Now that the Fall (Herbst) colors are showing their bright orange hues, and the weather is getting a little grayer, we figure its right about time to return back to the tropics. And I’m eager to get back to work, because I love mine.

I’ll post more for you here about Saxony, the beautiful Elbe, the Oktoberfest, and our adventures…but first, to get through 26 hours of travel back to Asia tonight. Had better start packing…

Saxony in September

We never had seasons when I was growing up. The tropics are only wet, or dry—and almost always humid. Coming to Europe for the first time in 2008 was a big change, and I finally learned why people talk about the weather!

My son, who was born on a snowy winter’s night in Saxony, got a headstart on me. He loves the cold, and the moment he first held snow, tried to eat it. It’s been a journey of discovery for me, every time we travel together. Depending on the time of year that we visit Germany, the colors and seasons always change, so each time is a little different, and each time is special.

Now, in mid September, we are having what they call here, an “Old Wives Summer”. It can be very warm during the day (over 25 degrees) and very cold at night (less than 9). I thought it would be much colder at this time, but we are even able to take long walks in the forest without jackets, and the garden is a lovely place to play.

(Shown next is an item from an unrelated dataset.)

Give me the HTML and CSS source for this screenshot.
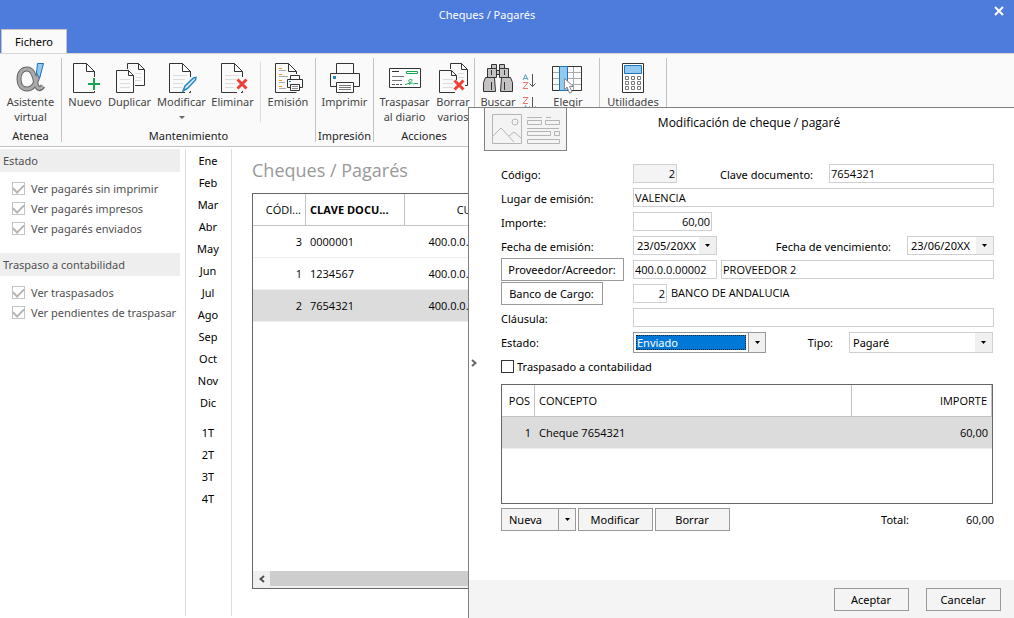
FILE: index.html
```html
<!DOCTYPE html>
<html lang="es">
<head>
<meta charset="utf-8">
<title>Cheques / Pagarés</title>
<link rel="stylesheet" href="styles.css">
</head>
<body>
<svg class="defs" width="0" height="0" aria-hidden="true">
  <symbol id="doc-lines" viewBox="0 0 32 32">
    <path d="M20 30.5H4.5V1.5H17.5L25.5 9.5V15M17.5 1.5V9.5H25.5M25.5 29V30.5H24" fill="none" stroke="#333"/>
    <path d="M8 13.5H22M8 17.5H20M8 21.5H18M8 25.5H17" stroke="#dcdcdc"/>
  </symbol>
  <symbol id="down" viewBox="0 0 5 3"><path d="M0 0H5L2.5 3Z" fill="currentColor"/></symbol>
</svg>
<div class="app">
  <header class="titlebar">
    <h1 class="window-title">Cheques / Pagarés</h1>
    <button class="close" aria-label="Cerrar"><svg width="10" height="10"><path d="M1 1L9 9M9 1L1 9" stroke="#fff" stroke-width="2"/></svg></button>
    <button class="tab">Fichero</button>
  </header>

  <nav class="ribbon">
    <section class="group g-atenea">
      <div class="tools">
        <button class="tool"><svg width="32" height="32" fill="none"><path d="M24 9C22.500 18 19 27 12 27C7 27 4 23 4 17C4 10.500 7.500 7 12 7C18 7 19.500 14 20.500 20C21.500 26 24.500 29 28 24" stroke="#666" stroke-width="5"/><path d="M24 9C22.500 18 19 27 12 27C7 27 4 23 4 17C4 10.500 7.500 7 12 7C18 7 19.500 14 20.500 20C21.500 26 24.500 29 28 24" stroke="#aaa" stroke-width="3"/><path d="M22.500 1.500H28.500L24.500 16.500L21.500 11Z" fill="#90caf0" stroke="#2273b5"/></svg>Asistente<br>virtual</button>
      </div>
      <h2>Atenea</h2>
    </section>
    <section class="group g-mant">
      <div class="tools">
        <button class="tool w46"><svg width="32" height="32"><path d="M20 30.500H4.500V1.500H17.500L25.500 9.500V15M17.500 1.500V9.500H25.500M25.500 29V30.500H20" fill="none" stroke="#333"/><path d="M25 16V28M19 22H31" stroke="#18a551" stroke-width="2"/></svg>Nuevo</button>
        <button class="tool w43"><svg width="32" height="32"><path d="M13.500 7V1.500H24.500L30.500 7.500V23.500H21M24.500 1.500V7.500H30.500M2.500 8.500H14.500L19.500 13.500V30.500H2.500ZM14.500 8.500V13.500H19.500" fill="none" stroke="#333"/><path d="M6 17.500H16M6 21.500H16M6 25.500H16M21 11.500H27M21 15.500H27M21 18.500H27" stroke="#dcdcdc"/></svg>Duplicar</button>
        <button class="tool w61"><svg width="32" height="32"><use href="#doc-lines" x="-1" width="32" height="32"/><path d="M17 29L19 24L27.500 16L30 15.500L29.500 18L21.500 26.500Z" fill="#d7ecfa" stroke="#2687c7" stroke-width="1.500"/></svg>Modificar<i class="caret"></i></button>
        <button class="tool w41"><svg width="32" height="32"><use href="#doc-lines" width="32" height="32"/><path d="M20.500 17.500L29.500 26.500M29.500 17.500L20.500 26.500" stroke="#ee4035" stroke-width="3"/></svg>Eliminar</button>
        <span class="inner-line"></span>
        <button class="tool w54"><svg width="32" height="32"><path d="M3.500 1.500H16.500L24.500 9.500V12M16.500 1.500V9.500H24.500M3.500 1.500V30.500H24.500" fill="none" stroke="#333"/><path d="M7 6.500H10M7 12.500H10M7 18.500H10M7 24.500H10" stroke="#f0980e"/><path d="M7 8.500H14M7 14.500H16M7 20.500H13M7 26.500H14" stroke="#aaa"/><path d="M18.500 17V13.500H27.500V17M18 25.500H15.500V17.500H30.500V25.500H28M18.500 22.500H27.500V28.500H18.500Z" fill="#fafafa" stroke="#333"/><path d="M20 24.500H26M20 26.500H26" stroke="#888"/><path d="M17 19.500H19" stroke="#2687c7"/></svg>Emisión</button>
      </div>
      <h2>Mantenimiento</h2>
    </section>
    <section class="group g-imp">
      <div class="tools">
        <button class="tool"><svg width="32" height="32"><path d="M7.500 11V1.500H24.500V11M7 24.500H1.500V11.500H30.500V24.500H25M7.500 20.500H24.500V30.500H7.500Z" fill="none" stroke="#333"/><path d="M10 23.500H22M10 25.500H22M10 27.500H22" stroke="#777"/><path d="M4 14H7V17H4Z" fill="#2687c7"/></svg>Imprimir</button>
      </div>
      <h2>Impresión</h2>
    </section>
    <section class="group g-acc">
      <div class="tools">
        <button class="tool w61"><svg width="32" height="32"><path d="M.5 6.500H31.500V25.500H.5Z" fill="#fff" stroke="#333"/><path d="M3 9.500H10" stroke="#333"/><path d="M3 14.500H15M3 18.500H13" stroke="#777"/><path d="M3 22.500H13" stroke="#555" stroke-dasharray="3 1"/><path d="M17.500 9.500H28.500V11.500H17.500ZM16 22.500C21 22 26 16.500 21 17.500C17 19.500 23 19 20 22.500C25 19 23 23 26 21.500L29 21.500" fill="none" stroke="#18a551"/></svg>Traspasar<br>al diario</button>
        <button class="tool w36"><svg width="32" height="32"><path d="M13.500 7V1.500H24.500L30.500 7.500V23.500H28M24.500 1.500V7.500H30.500M18 30.500H2.500V8.500H14.500L19.500 13.500V18M14.500 8.500V13.500H19.500" fill="none" stroke="#333"/><path d="M6 17.500H16M6 21.500H16M6 25.500H16M21 11.500H27M21 15.500H27" stroke="#dcdcdc"/><path d="M17.500 18.500L26.500 27.500M26.500 18.500L17.500 27.500" stroke="#ee4035" stroke-width="3"/></svg>Borrar<br>varios</button>
      </div>
      <h2>Acciones</h2>
    </section>
    <section class="group g-view">
      <div class="tools">
        <button class="tool w46"><svg width="32" height="32"><path d="M9.500 2.500H14.500V6.500H9.500ZM17.500 2.500H22.500V6.500H17.500ZM5.500 6.500H14.500V15.500H5.500ZM17.500 6.500H26.500V15.500H17.500ZM14.500 8.500H17.500V12.500H14.500ZM3.500 15.500H12.500L13.500 29.500H1.500V20.500ZM19.500 15.500H28.500L30.500 20.500V29.500H18.500Z" fill="#c4c2c2" stroke="#333"/><path d="M9.500 20V28M9.500 8V13M22.500 20V28M22.500 8V13" stroke="#333"/></svg>Buscar</button>
        <div class="sorts">
          <button aria-label="Orden ascendente"><svg width="16" height="18"><path d="M2 7L4.500 1.500L7 7M3 5.500H6" fill="none" stroke="#5ba3d6"/><path d="M2 9.500H7L2 15.500H7" fill="none" stroke="#ed7570"/><path d="M11.500 1V13.500M8.500 10.500L11.500 13.500L14.500 10.500" fill="none" stroke="#555"/></svg></button>
          <button aria-label="Orden descendente"><svg width="16" height="18"><path d="M2 1.500H7L2 7.500H7" fill="none" stroke="#ed7570"/><path d="M2 15L4.500 9.500L7 15M3 13.500H6" fill="none" stroke="#5ba3d6"/><path d="M11.500 1V13.500M8.500 10.500L11.500 13.500L14.500 10.500" fill="none" stroke="#555"/></svg></button>
        </div>
        <button class="tool w62"><svg width="32" height="32"><path d="M.5 4.500H29.500V28.500H.5ZM.5 10.500H29.500M.5 16.500H29.500M.5 22.500H29.500M21.500 4.500V28.500" fill="none" stroke="#aaa"/><path d="M.5 4.500H29.500V28.500H.5Z" fill="none" stroke="#333"/><path d="M7.500 4.500H15.500V28.500H7.500Z" fill="#90caf0" stroke="#2273b5"/><path d="M12.500 16.500V27.500L15 25L17.500 31L20 30L17.500 24.500H21.500Z" fill="#fff" stroke="#888"/></svg>Elegir</button>
      </div>
    </section>
    <section class="group g-util">
      <div class="tools">
        <button class="tool"><svg width="32" height="32"><path d="M5.500 1.500H26.500V30.500H5.500Z" fill="#fff" stroke="#333"/><path d="M7.500 3.500H24.500V11.500H7.500Z" fill="#90caf0" stroke="#2273b5"/><path d="M8.500 14.500H11.500V17.500H8.500ZM14.500 14.500H17.500V17.500H14.500ZM20.500 14.500H23.500V17.500H20.500ZM8.500 19.500H11.500V22.500H8.500ZM14.500 19.500H17.500V22.500H14.500ZM20.500 19.500H23.500V22.500H20.500ZM8.500 24.500H11.500V27.500H8.500ZM14.500 24.500H17.500V27.500H14.500ZM20.500 24.500H23.500V27.500H20.500Z" fill="none" stroke="#777"/></svg>Utilidades</button>
      </div>
    </section>
  </nav>

  <div class="workspace">
    <aside class="filters">
      <h3>Estado</h3>
      <div class="checks">
        <label><input type="checkbox" class="tick" checked>Ver pagarés sin imprimir</label>
        <label><input type="checkbox" class="tick" checked>Ver pagarés impresos</label>
        <label><input type="checkbox" class="tick" checked>Ver pagarés enviados</label>
      </div>
      <h3>Traspaso a contabilidad</h3>
      <div class="checks">
        <label><input type="checkbox" class="tick" checked>Ver traspasados</label>
        <label><input type="checkbox" class="tick" checked>Ver pendientes de traspasar</label>
      </div>
    </aside>
    <nav class="periods">
      <button>Ene</button><button>Feb</button><button>Mar</button><button>Abr</button><button>May</button><button>Jun</button><button>Jul</button><button>Ago</button><button>Sep</button><button>Oct</button><button>Nov</button><button>Dic</button>
      <button class="quarter">1T</button><button>2T</button><button>3T</button><button>4T</button>
    </nav>
    <main class="listing">
      <h2 class="list-title">Cheques / Pagarés</h2>
      <div class="list-box">
        <table class="grid">
          <colgroup><col class="c-code"><col class="c-key"><col class="c-account"><col></colgroup>
          <thead><tr><th class="num">CÓDI...</th><th class="sorted">CLAVE DOCU...</th><th class="num">CUENTA</th><th></th></tr></thead>
          <tbody>
            <tr><td class="num">3</td><td>0000001</td><td class="num">400.0.0.00002</td><td></td></tr>
            <tr><td class="num">1</td><td>1234567</td><td class="num">400.0.0.00001</td><td></td></tr>
            <tr class="selected"><td class="num">2</td><td>7654321</td><td class="num">400.0.0.00002</td><td></td></tr>
          </tbody>
        </table>
        <div class="scroll"><button aria-label="Desplazar a la izquierda"><svg width="6" height="8"><path d="M5 1L1.500 4L5 7" fill="none" stroke="#505050" stroke-width="2"/></svg></button><span class="thumb"></span></div>
      </div>
    </main>
  </div>

  <section class="dialog" role="dialog" aria-labelledby="dialog-title">
    <button class="collapse" aria-label="Contraer"><svg width="6" height="8"><path d="M1 1L4.500 4L1 7" fill="none" stroke="#666" stroke-width="2"/></svg></button>
    <header class="dialog-head">
      <div class="emblem"><svg width="69" height="30" fill="none" stroke="#b5b5b5"><path d="M.5 .5H29.500V29.500H.5ZM1 22L9 14L22 28M17 22L22 18L29 24M35 3.500H50M54 3.500H59M35.500 6.500H49.500V10.500H35.500ZM53.500 6.500H67.500V10.500H53.500ZM35 14.500H67M35.500 17.500H58.500V21.500H35.500ZM62.500 17.500H67.500V21.500H62.500ZM35.500 25.500H67.500V29.500H35.500Z"/><circle cx="23" cy="8" r="3"/></svg></div>
      <h2 id="dialog-title">Modificación de cheque / pagaré</h2>
    </header>
    <form class="form">
      <div class="row"><label class="lead" for="codigo">Código:</label><input id="codigo" class="field num w44 locked" value="2" readonly><label class="second" for="clave">Clave documento:</label><input id="clave" class="field w165" value="7654321"></div>
      <div class="row"><label class="lead" for="lugar">Lugar de emisión:</label><input id="lugar" class="field fill" value="VALENCIA"></div>
      <div class="row"><label class="lead" for="importe">Importe:</label><input id="importe" class="field num w79" value="60,00"></div>
      <div class="row"><label class="lead" for="emision">Fecha de emisión:</label><span class="combo w84"><select id="emision"><option>23/05/20XX</option></select><span class="arrow"><svg><use href="#down"/></svg></span></span><label class="second" for="venc">Fecha de vencimiento:</label><span class="combo w87"><select id="venc"><option>23/06/20XX</option></select><span class="arrow"><svg><use href="#down"/></svg></span></span></div>
      <div class="row"><span class="lead"><button type="button" class="btn w123">Proveedor/Acreedor:</button></span><input aria-label="Código de proveedor" class="field w84" value="400.0.0.00002"><input aria-label="Nombre de proveedor" class="field fill gap4" value="PROVEEDOR 2"></div>
      <div class="row"><span class="lead"><button type="button" class="btn w102">Banco de Cargo:</button></span><input aria-label="Código de banco" class="field num w34" value="2"><span class="bank">BANCO DE ANDALUCIA</span></div>
      <div class="row"><label class="lead" for="clausula">Cláusula:</label><input id="clausula" class="field fill" value=""></div>
      <div class="row row-state"><label class="lead" for="estado">Estado:</label><span class="combo tall active w133"><select id="estado"><option>Enviado</option></select><span class="arrow"><svg><use href="#down"/></svg></span></span><label class="second" for="tipo">Tipo:</label><span class="combo tall w144"><select id="tipo"><option>Pagaré</option></select><span class="arrow"><svg><use href="#down"/></svg></span></span></div>
      <div class="row"><label class="transfer"><input type="checkbox" class="box">Traspasado a contabilidad</label></div>
      <div class="detail-box">
        <table class="grid detail">
          <colgroup><col class="c-pos"><col><col class="c-amount"></colgroup>
          <thead><tr><th class="num">POS</th><th>CONCEPTO</th><th class="num">IMPORTE</th></tr></thead>
          <tbody><tr class="selected"><td class="num">1</td><td>Cheque 7654321</td><td class="num">60,00</td></tr></tbody>
        </table>
      </div>
      <div class="detail-actions">
        <span class="split"><button type="button">Nueva</button><button type="button" class="more" aria-label="Más opciones"><svg><use href="#down"/></svg></button></span>
        <button type="button" class="btn grey w75">Modificar</button>
        <button type="button" class="btn grey w75">Borrar</button>
        <span class="total-label">Total:</span><span class="total">60,00</span>
      </div>
    </form>
    <footer class="dialog-foot"><button class="btn w75">Aceptar</button><button class="btn w75">Cancelar</button></footer>
  </section>
</div>
</body>
</html>
```
FILE: styles.css
```css
* { box-sizing: border-box; }
body { margin: 0; background: #fff; color: #000; font: 11px/15px "Noto Sans", "Open Sans", sans-serif; }
h1, h2, h3 { margin: 0; font-size: inherit; font-weight: normal; }
button, input, select { font: inherit; color: inherit; margin: 0; padding: 0; }
button { border: 0; background: none; }
svg { display: block; }
.defs { position: absolute; }

.app { position: relative; display: flex; flex-direction: column; min-height: 100vh; overflow: hidden; }

/* Title bar */
.titlebar { position: relative; height: 53px; display: flex; align-items: flex-end; background: #4e7cdc; color: #fff; }
.window-title { position: absolute; top: 7px; left: 0; right: 40px; text-align: center; }
.close { position: absolute; top: 6px; right: 10px; }
.tab { width: 66px; height: 24px; margin-left: 1px; background: #fafafa; color: #000; border: 1px solid #c3c3c3; border-bottom: 0; }

/* Ribbon */
.ribbon { display: flex; height: 94px; padding: 4px 0; background: #fafafa; border-top: 1px solid #d6d6d6; border-bottom: 1px solid #c3c3c3; }
.group { display: flex; flex-direction: column; border-right: 1px solid #c3c3c3; }
.group h2 { text-align: center; white-space: nowrap; color: #222; line-height: 13px; }
.g-atenea { width: 62px; }
.g-mant { width: 254px; }
.g-imp { width: 58px; }
.g-acc { width: 101px; }
.g-view { width: 125px; }
.g-util { width: 67px; }
.tools { display: flex; height: 73px; padding-top: 4px; }
.tool { flex: 1 1 auto; display: flex; flex-direction: column; align-items: center; justify-content: flex-start; white-space: nowrap; color: #444; line-height: 15px; }
.tool svg { flex: none; }
.caret { margin-top: 7px; border: 3px solid transparent; border-top-color: #666; border-bottom: 0; }
.inner-line { flex: none; width: 1px; height: 60px; margin-left: auto; background: #dcdcdc; }
.tool.w46, .tool.w43, .tool.w61, .tool.w41, .tool.w54, .tool.w36, .tool.w62 { flex: none; }
.sorts { width: 16px; padding-top: 11px; display: flex; flex-direction: column; gap: 5px; }

/* Workspace */
.workspace { flex: 1; display: flex; padding: 2px 0; }
.filters { flex: none; width: 185px; padding-right: 5px; color: #505050; }
.filters h3 { height: 23px; padding-left: 3px; line-height: 23px; background: #eee; }
.checks { display: flex; flex-direction: column; padding: 6px 0 15px 12px; }
.checks label { display: flex; align-items: center; gap: 6px; height: 20px; }
.tick { appearance: none; width: 13px; height: 13px; border: 1px solid #c4c4c4; background: #fff; display: grid; place-items: center; }
.tick:checked::before { content: ""; width: 9px; height: 5px; margin-bottom: 2px; border: solid #b4b4b4; border-width: 0 0 2px 2px; transform: rotate(-45deg); }
.periods { flex: none; width: 47px; display: flex; flex-direction: column; border: solid #dcdcdc; border-width: 0 1px; }
.periods button { height: 22px; padding-right: 1px; }
.periods .quarter { margin-top: 8px; }
.listing { flex: 1; display: flex; flex-direction: column; padding: 8px 0 27px 20px; }
.list-title { height: 36px; font: 18px/26px "Open Sans", sans-serif; color: #999; }
.list-box { flex: 1; display: flex; flex-direction: column; justify-content: space-between; border: 1px solid #666; border-right: 0; }

/* Tables */
.grid { width: 100%; table-layout: fixed; border-collapse: separate; border-spacing: 0; font-family: "Open Sans", sans-serif; }
.grid th, .grid td { height: 32px; padding: 0 4px; text-align: left; font-weight: normal; border-bottom: 1px solid #efefef; white-space: nowrap; }
.grid th { border-bottom-color: #c3c3c3; border-right: 1px solid #c3c3c3; }
.grid .num { text-align: right; }
.grid .sorted { font-weight: bold; }
.grid .selected td { background: #dcdcdc; }
.c-code { width: 53px; }
.c-key { width: 99px; }
.c-account { width: 99px; }
.scroll { display: flex; height: 17px; padding-bottom: 2px; background: #f0f0f0; }
.scroll button { width: 17px; display: grid; place-items: center; }
.thumb { flex: 1; background: #cdcdcd; }

/* Dialog */
.dialog { position: absolute; top: 107px; right: 0; bottom: 0; left: 468px; display: flex; flex-direction: column; background: #fff; border: solid #808080; border-width: 1px 0 0 1px; }
.collapse { position: absolute; left: 2px; top: 251px; }
.dialog-head { display: grid; grid-template-columns: 98px 1fr 83px; height: 54px; }
.emblem { width: 83px; height: 43px; margin-left: 15px; padding: 6px 7px; background: #f4f4f4; border: 1px solid #808080; border-top: 0; }
.dialog-head h2 { padding-top: 7px; text-align: center; font-family: "Open Sans", sans-serif; font-size: 12px; }
.form { flex: 1; padding: 0 20px 0 32px; }
.row { display: flex; align-items: flex-start; height: 24px; }
.lead { flex: none; width: 132px; }
label.lead, .second { line-height: 26px; }
.second { margin-left: auto; margin-right: 16px; }
.field { height: 19px; margin-top: 2px; padding: 0 1px 1px; border: 1px solid #d0d0d0; border-radius: 0; background: #fff; font-family: "Open Sans", sans-serif; min-width: 0; }
.field.num { text-align: right; }
.locked { background: #f4f4f4; }
.fill { flex: 1; }
.gap4 { margin-left: 4px; }
.bank { margin-left: 4px; line-height: 22px; font-family: "Open Sans", sans-serif; }
.combo { display: flex; height: 19px; margin-top: 2px; border: 1px solid #d0d0d0; }
.combo.tall { height: 21px; }
.combo select { flex: 1; min-width: 0; appearance: none; border: 0; border-radius: 0; padding-left: 3px; background: #fff; }
.arrow { flex: none; width: 17px; display: grid; place-items: center; background: #f0f0f0; }
.arrow svg, .more svg { width: 5px; height: 3px; }
.combo.active { border-color: #999; }
.combo.active select { margin: 2px; padding-left: 1px; background: #0078d7; color: #fff; outline: 1px dotted #222; outline-offset: -1px; }
.combo.active .arrow { border-left: 1px solid #999; }
.row-state { padding-right: 1px; }
.transfer { display: flex; align-items: center; gap: 3px; height: 24px; }
.box { appearance: none; width: 13px; height: 13px; border: 1px solid #333; background: #fff; }
.detail-box { height: 120px; margin: 6px 1px 4px 0; border: 1px solid #666; }
.c-pos { width: 33px; }
.c-amount { width: 140px; }
.btn { height: 23px; padding-right: 1px; border: 1px solid #999; background: #fff; text-align: center; white-space: nowrap; }
.detail-actions { display: flex; align-items: center; gap: 2px; }
.grey, .split { background: #f4f4f4; }
.split { display: flex; width: 75px; height: 23px; border: 1px solid #999; }
.split button { flex: 1; text-align: left; padding-left: 7px; }
.split .more { flex: none; width: 17px; padding: 0; border-left: 1px solid #999; display: grid; place-items: center; }
.total-label { margin-left: auto; }
.total { width: 83px; text-align: right; font-family: "Open Sans", sans-serif; }
.dialog-foot { display: flex; justify-content: flex-end; gap: 17px; height: 38px; padding: 8px 13px 0 0; background: #f4f4f4; }
.dialog-foot .btn { background: #f4f4f4; }

/* Control widths */
.w34 { width: 34px; }
.w36 { width: 36px; }
.w41 { width: 41px; }
.w43 { width: 43px; }
.w44 { width: 44px; }
.w46 { width: 46px; }
.w54 { width: 54px; }
.w61 { width: 61px; }
.w62 { width: 62px; }
.w75 { width: 75px; }
.w79 { width: 79px; }
.w84 { width: 84px; }
.w87 { width: 87px; }
.w102 { width: 102px; }
.w123 { width: 123px; }
.w133 { width: 133px; }
.w144 { width: 144px; }
.w165 { width: 165px; }
```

Taking a slight break from work has given me time to enjoy life with him. Today a butterfly flew into our bedroom window and he got so excited. We wake up and look at the cows grazing outside, and the fat chickens over the neighbors’ fence. During our strolls, there are lots of tractors and farm machines out here in the country, and we spend time just watching them. There are strong horses too, and beautiful dogs…the forest is alive with showers of light, raining down on the evergreens. Sticks and stones, mud, rocks and even slippery slugs. It’s paradise for a little boy.